I can’t really believe that this needs to be called out, but PLEASE do not litter. On the trail, at a lake, on a mountain top. Take your garbage home, including compostable items such as banana peels and apple cores. There are few things more frustrating than spending time to fit everything into a bear canister and find a perfect spot to lodge it between logs a sufficient distance from surrounding campsites, only to come back to my site and realize that someone has left pistachio shells and gummy bears all over the ground after their lunch by the lake.
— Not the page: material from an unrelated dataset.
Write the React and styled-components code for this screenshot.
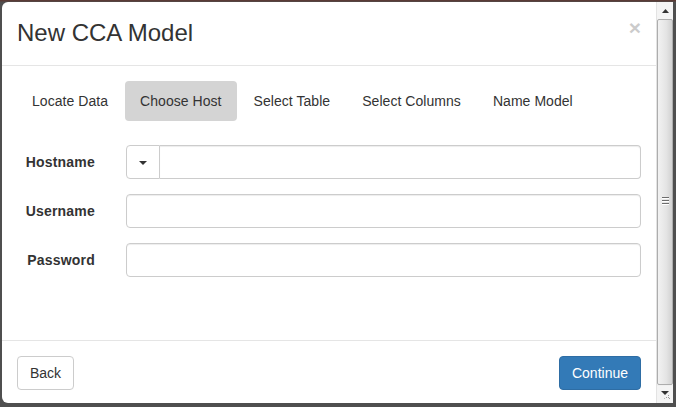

Trash is detrimental to the surrounding environment, attracts wildlife that needs to stay wild, shows disrespect for the environment and other hikers, and is just ugly.
I find this to be one of the more frustrating aspects of busy trails. If you want to play music while hiking, I could not care less. If you do so it is respectful to use headphones. Please don’t play music through bluetooth speakers for the rest of the mountain to listen to. Many people go to the woods to enjoy the sounds of the forest and get away from the noise of the city. Playing music out loud shows a lack of respect for the experiences of those around you. Even if others enjoy music on the trail, there’s a pretty good chance they have different taste from you. So, stick to headphones and help keep the woods peaceful.
Right of Way
The person going uphill has right of way. Step to the side as much as possible until they pass. Of course, if you are going uphill and would prefer to stop and take a break, just say so and let the other person pass. For shared trails, horses have the right of way, followed by hikers, and then bikers. If you are moving quickly and want to pass someone, let the person ahead of you know that you are coming up behind them, and always pass on the left if possible.
This can be a tricky one. Legally, dogs need to be on a leash at all times and you risk being fined substantially if you come across a ranger who is strict about dogs. In reality, many people don’t leash their dogs and I don’t have a problem with that as long as the dogs are very well behaved. If your dog is prone to chasing wildlife, going off-trail, or running up to other hikers (even in a friendly manner), keep her on a leash. My dog stays within 5 feet of me at all times, doesn’t chase animals, stays on the trail, and ignores people and other dogs. I let him off his leash when I’m on uneven or rocky terrain, as it’s much safer for both of us if we navigate unstable surfaces independently. I also put him back on his leash immediately if I see other hikers, particularly if they have a leashed dog with them. Some people are vehemently against dogs ever being off leash and probably would be upset with me for saying it’s ever ok to unleash your pet. But I think it’s an issue of practicality and safety and is unique to each dog. That said, every time I let Newton off his leash I know that I am running the risk of being ticketed. And always pick up after your dog. This is for the benefit of other hikers and the protection of the environment.
It is important to preserve plants and wildlife habitat by staying on designated trails. Don’t cut switchbacks or make new paths. And to the extent possible, try not to step too far off the trail when letting others pass.
Greet other hikers, be friendly, and respect every person’s nature experience.
So go out and enjoy the woods! And maybe keep these elements of trail etiquette in mind as you begin your next adventure.